What the disciples saw on the Sea of Galilee was only a prequel to what Jesus was going to do. They saw Jesus walking on the sea, and trampling down the demonic realm of the deep. When Jesus entered the boat with them, the wind stops; it ceases. But that was nothing. While Job had not seen the depths of the sea or gone to the gates of death, Jesus did. Jesus went to the depths of death and hell, right to the very gates, and He broke them open. Not even hell itself could prevail against Christ and His Church. He entered hell victorious to bring you out. But Jesus is not finished. His salvation in the middle of a creation gone wrong, in a sea that threatened to overwhelm the disciples, is not a metaphor for how He helps us when we’re in trouble. It is, in fact, the beginning of the end for the realm of sin and death. It is the beginning of the beginning of a creation free of chaos and questioning. It is the beginning of what John saw in the Revelation: a throne at the edge of a sea like glass, completely still; a new heavens and a new earth where the chaos of a broken creation, the sea, is no more. And in this confrontation, with this Jesus: the Jesus who out-questions and out-innocents Job; the Jesus whose question is only answered in the Resurrection; there is nothing to do but what those disciples did: to fall down and worship, to believe with our hearts and confess with our mouths that this Jesus is the Son of the Living God and the same One is Lord over all creation. To rejoice in the fact that we do not have to go up into heaven or down into hell to find Jesus, because He has already come down from heaven and entered hell for you.

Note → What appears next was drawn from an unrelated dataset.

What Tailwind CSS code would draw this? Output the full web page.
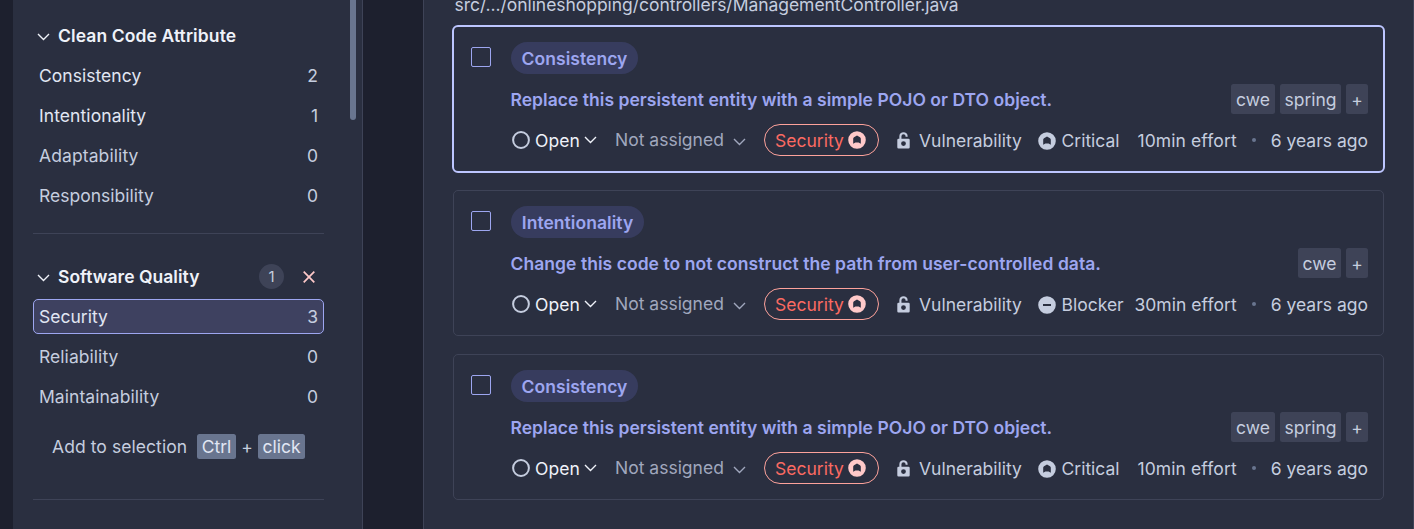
<!DOCTYPE html>
<html lang="en">
<head>
<meta charset="utf-8">
<title>Issues</title>
<script src="https://cdn.jsdelivr.net/npm/@tailwindcss/browser@4"></script>
</head>
<body class="h-[529px] overflow-hidden bg-[#1d202e] font-['Inter',sans-serif] text-[17.5px] leading-[25px] text-[#c5cddf]">
<svg class="hidden">
  <symbol id="chev" viewBox="0 0 14 10"><path d="M1 2 L6.500 7.500 L12 2" fill="none" stroke="currentColor" stroke-width="1.400"/></symbol>
  <symbol id="high" viewBox="0 0 18 18"><path fill="currentColor" fill-rule="evenodd" d="M9 .2a8.800 8.800 0 1 1 0 17.600a8.800 8.800 0 0 1 0-17.600zM9 4.600L6 6.300Q5.200 6.800 5.200 7.800V12.700L7.400 11.500H10.600L12.800 12.700V7.800Q12.800 6.800 12 6.300z"/></symbol>
  <symbol id="block" viewBox="0 0 18 18"><path fill="currentColor" fill-rule="evenodd" d="M9 .2a8.800 8.800 0 1 1 0 17.600a8.800 8.800 0 0 1 0-17.600zM5 8v2h8V8z"/></symbol>
  <symbol id="lock" viewBox="0 0 13 17"><path fill="currentColor" fill-rule="evenodd" d="M1.500 6.700H11.500Q12.700 6.700 12.700 7.900V15.300Q12.700 16.500 11.500 16.500H1.500Q.3 16.500 .3 15.300V7.900Q.3 6.700 1.500 6.700zM6.500 9.200a2.400 2.400 0 1 0 0 4.800a2.400 2.400 0 0 0 0-4.800z"/><path d="M3.400 7.500V4.300a3.100 3.100 0 0 1 6.200 0V4.800" fill="none" stroke="currentColor" stroke-width="2.100"/></symbol>
  <symbol id="ring" viewBox="0 0 18 18"><circle cx="9" cy="9" r="7.900" fill="none" stroke="currentColor" stroke-width="2"/></symbol>
</svg>
<div class="flex h-full">
  <aside class="ml-[13px] flex h-full w-[350px] shrink-0 border-r border-[#3e4357] bg-[#2a2f40] pl-5">
    <div class="w-[291px]">
      <section class="h-[234px] border-b border-[#3e4357] pt-[18px]">
        <h2 class="flex h-[35px] items-center pl-1 font-semibold tracking-[0.1px] text-[#eff2f9]"><svg class="mt-[3px] mr-[7px] h-[10px] w-[14px]"><use href="#chev"/></svg>Clean Code Attribute</h2>
        <ul class="mt-[5px] flex flex-col gap-[5px]">
          <li class="flex h-[35px] items-center justify-between px-[6px]"><span class="tracking-[0.03px] text-[#e1e6f3]">Consistency</span><span>2</span></li>
          <li class="flex h-[35px] items-center justify-between px-[6px]"><span class="tracking-[0.08px] text-[#e1e6f3]">Intentionality</span><span>1</span></li>
          <li class="flex h-[35px] items-center justify-between px-[6px]"><span class="tracking-[0.1px]">Adaptability</span><span>0</span></li>
          <li class="flex h-[35px] items-center justify-between px-[6px]"><span>Responsibility</span><span>0</span></li>
        </ul>
      </section>
      <section class="h-[266px] border-b border-[#3e4357] pt-[25px]">
        <h2 class="flex h-[35px] items-center pl-1 font-semibold tracking-[0.03px] text-[#eff2f9]"><svg class="mt-[3px] mr-[7px] h-[10px] w-[14px]"><use href="#chev"/></svg>Software Quality
          <span class="ml-auto flex size-[25px] items-center justify-center rounded-full bg-[#3e4357] text-[15px] font-normal text-[#c5cddf]">1</span>
          <svg class="mr-[9px] ml-[19px] size-3 text-[#ffc9c9]" viewBox="0 0 12 12"><path d="M.7.7 11.300 11.300M11.300.7.7 11.300" stroke="currentColor" stroke-width="1.700"/></svg>
        </h2>
        <ul class="mt-[5px] flex flex-col gap-[5px]">
          <li class="flex h-[35px] items-center justify-between rounded-[5px] border border-[#9da6f0] bg-[#3e4160] px-[5px]"><span class="text-[#e1e6f3]">Security</span><span>3</span></li>
          <li class="flex h-[35px] items-center justify-between px-[6px]"><span class="tracking-[0.05px]">Reliability</span><span>0</span></li>
          <li class="flex h-[35px] items-center justify-between px-[6px]"><span class="tracking-[0.05px]">Maintainability</span><span>0</span></li>
        </ul>
        <p class="mt-5 flex items-center pl-[19px]"><span class="w-[135px] tracking-[0.07px] whitespace-nowrap">Add to selection</span><kbd class="ml-[10px] w-[39px] rounded-[2.500px] bg-[#69758f] text-center font-['Inter',sans-serif] text-[#e1e6f3]">Ctrl</kbd><span class="w-[22px] text-center">+</span><kbd class="w-[47px] rounded-[2.500px] bg-[#69758f] text-center font-['Inter',sans-serif] text-[#e1e6f3]">click</kbd></p>
      </section>
    </div>
    <div class="ml-[26px] h-[120px] w-[6px] rounded-b-full bg-[#69758f]"></div>
  </aside>

  <main class="ml-[60px] h-full w-[991px] shrink-0 border-x border-[#3e4357] bg-[#2a2f40] pl-[29px]">
    <div class="-mt-[8px] ml-[1.500px] h-[25px] tracking-[-0.045px]">src/.../onlineshopping/controllers/ManagementController.java</div>
    <div class="mt-[9px] flex w-[931px] flex-col gap-[18px]">
      <article class="h-[146px] rounded-[5px] px-[16px] pt-4 outline-2 -outline-offset-1 outline-[#bdc6ff]">
        <div class="flex h-8 pl-[2px]"><span class="mt-[5px] size-5 rounded-[2px] border border-[#9da6f0]"></span><span class="ml-5 w-[127px] rounded-full bg-[#373c5e] pt-px text-center leading-8 font-semibold tracking-[0.05px] text-[#9da6f0]">Consistency</span></div>
        <div class="mt-[10px] flex h-[30px] items-center gap-[5px] pl-[41.500px]"><h3 class="mr-auto font-semibold tracking-[0.03px] text-[#9da6f0]">Replace this persistent entity with a simple POJO or DTO object.</h3><span class="h-[30px] rounded-[2.500px] bg-[#3e4357] px-[5px] leading-[32px]">cwe</span><span class="h-[30px] w-[61px] rounded-[2.500px] bg-[#3e4357] text-center leading-[32px]">spring</span><span class="h-[30px] w-[22px] rounded-[2.500px] bg-[#3e4357] text-center leading-[32px]">+</span></div>
        <div class="mt-[10px] flex h-8 items-center pl-[43px]">
          <svg class="mr-[5px] size-[18px]"><use href="#ring"/></svg><span class="w-[45px] tracking-[0.1px] text-[#eff2f9]">Open</span><svg class="mr-[17px] ml-[4px] h-[10px] w-[14px] text-[#eff2f9]"><use href="#chev"/></svg>
          <span class="w-[118px] -translate-y-px text-[#a0a7bd]">Not assigned</span><svg class="mt-[3px] mr-[17px] h-[10px] w-[14px] text-[#a0a7bd]"><use href="#chev"/></svg>
          <span class="flex h-8 w-[115px] items-center rounded-full border border-[#fda29b] pl-[10px] text-[#fb6a62]"><span class="w-[73px]">Security</span><svg class="size-[18px] text-[#ffc9c9]"><use href="#high"/></svg></span>
          <svg class="mr-[9px] ml-[18px] h-[17px] w-[13px]"><use href="#lock"/></svg><span class="w-[119px]">Vulnerability</span>
          <svg class="mt-[2px] mr-[5.500px] size-[18px]"><use href="#high"/></svg><span>Critical</span>
          <span class="ml-auto tracking-[0.1px]">10min effort</span><span class="mr-[15px] ml-[15px] size-1 rounded-full bg-[#69758f]"></span><span>6 years ago</span>
        </div>
      </article>
      <article class="h-[146px] rounded-[5px] border border-[#3e4357] px-[15px] pt-[15px]">
        <div class="flex h-8 pl-[2px]"><span class="mt-[5px] size-5 rounded-[2px] border border-[#9da6f0]"></span><span class="ml-5 w-[133px] rounded-full bg-[#373c5e] pt-px text-center leading-8 font-semibold tracking-[0.05px] text-[#9da6f0]">Intentionality</span></div>
        <div class="mt-[10px] flex h-[30px] items-center gap-[5px] pl-[41.500px]"><h3 class="mr-auto font-semibold tracking-[0.05px] text-[#9da6f0]">Change this code to not construct the path from user-controlled data.</h3><span class="h-[30px] w-[43px] rounded-[2.500px] bg-[#3e4357] text-center leading-[32px]">cwe</span><span class="h-[30px] w-[22px] rounded-[2.500px] bg-[#3e4357] text-center leading-[32px]">+</span></div>
        <div class="mt-[10px] flex h-8 items-center pl-[43px]">
          <svg class="mr-[5px] size-[18px]"><use href="#ring"/></svg><span class="w-[45px] tracking-[0.1px] text-[#eff2f9]">Open</span><svg class="mr-[17px] ml-[4px] h-[10px] w-[14px] text-[#eff2f9]"><use href="#chev"/></svg>
          <span class="w-[118px] -translate-y-px text-[#a0a7bd]">Not assigned</span><svg class="mt-[3px] mr-[17px] h-[10px] w-[14px] text-[#a0a7bd]"><use href="#chev"/></svg>
          <span class="flex h-8 w-[115px] items-center rounded-full border border-[#fda29b] pl-[10px] text-[#fb6a62]"><span class="w-[73px]">Security</span><svg class="size-[18px] text-[#ffc9c9]"><use href="#high"/></svg></span>
          <svg class="mr-[9px] ml-[18px] h-[17px] w-[13px]"><use href="#lock"/></svg><span class="w-[119px]">Vulnerability</span>
          <svg class="mt-[2px] mr-[5.500px] size-[18px]"><use href="#block"/></svg><span>Blocker</span>
          <span class="ml-auto tracking-[0.05px]">30min effort</span><span class="mr-[15px] ml-[15px] size-1 rounded-full bg-[#69758f]"></span><span>6 years ago</span>
        </div>
      </article>
      <article class="h-[146px] rounded-[5px] border border-[#3e4357] px-[15px] pt-[15px]">
        <div class="flex h-8 pl-[2px]"><span class="mt-[5px] size-5 rounded-[2px] border border-[#9da6f0]"></span><span class="ml-5 w-[127px] rounded-full bg-[#373c5e] pt-px text-center leading-8 font-semibold tracking-[0.05px] text-[#9da6f0]">Consistency</span></div>
        <div class="mt-[10px] flex h-[30px] items-center gap-[5px] pl-[41.500px]"><h3 class="mr-auto font-semibold tracking-[0.03px] text-[#9da6f0]">Replace this persistent entity with a simple POJO or DTO object.</h3><span class="h-[30px] rounded-[2.500px] bg-[#3e4357] px-[5px] leading-[32px]">cwe</span><span class="h-[30px] w-[61px] rounded-[2.500px] bg-[#3e4357] text-center leading-[32px]">spring</span><span class="h-[30px] w-[22px] rounded-[2.500px] bg-[#3e4357] text-center leading-[32px]">+</span></div>
        <div class="mt-[10px] flex h-8 items-center pl-[43px]">
          <svg class="mr-[5px] size-[18px]"><use href="#ring"/></svg><span class="w-[45px] tracking-[0.1px] text-[#eff2f9]">Open</span><svg class="mr-[17px] ml-[4px] h-[10px] w-[14px] text-[#eff2f9]"><use href="#chev"/></svg>
          <span class="w-[118px] -translate-y-px text-[#a0a7bd]">Not assigned</span><svg class="mt-[3px] mr-[17px] h-[10px] w-[14px] text-[#a0a7bd]"><use href="#chev"/></svg>
          <span class="flex h-8 w-[115px] items-center rounded-full border border-[#fda29b] pl-[10px] text-[#fb6a62]"><span class="w-[73px]">Security</span><svg class="size-[18px] text-[#ffc9c9]"><use href="#high"/></svg></span>
          <svg class="mr-[9px] ml-[18px] h-[17px] w-[13px]"><use href="#lock"/></svg><span class="w-[119px]">Vulnerability</span>
          <svg class="mt-[2px] mr-[5.500px] size-[18px]"><use href="#high"/></svg><span>Critical</span>
          <span class="ml-auto tracking-[0.1px]">10min effort</span><span class="mr-[15px] ml-[15px] size-1 rounded-full bg-[#69758f]"></span><span>6 years ago</span>
        </div>
      </article>
    </div>
  </main>
</div>
</body>
</html>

And faith grasps Him where He has promised to be: right here, in the Word of faith which He gives into your ears and into your mouth. Take heart, and have the courage of this conviction: Everyone who believes in Him will never be put to shame. You will receive from Yahweh’s hand double for all your sins. Truly, You, O Christ, are the Son of God.

In the Name of the Father and of the Son and of the Holy Spirit. Amen. “And the peace of God, which surpasses all understanding, will guard your hearts and your minds in Christ Jesus” (Philippians 4:7, ESV). Amen.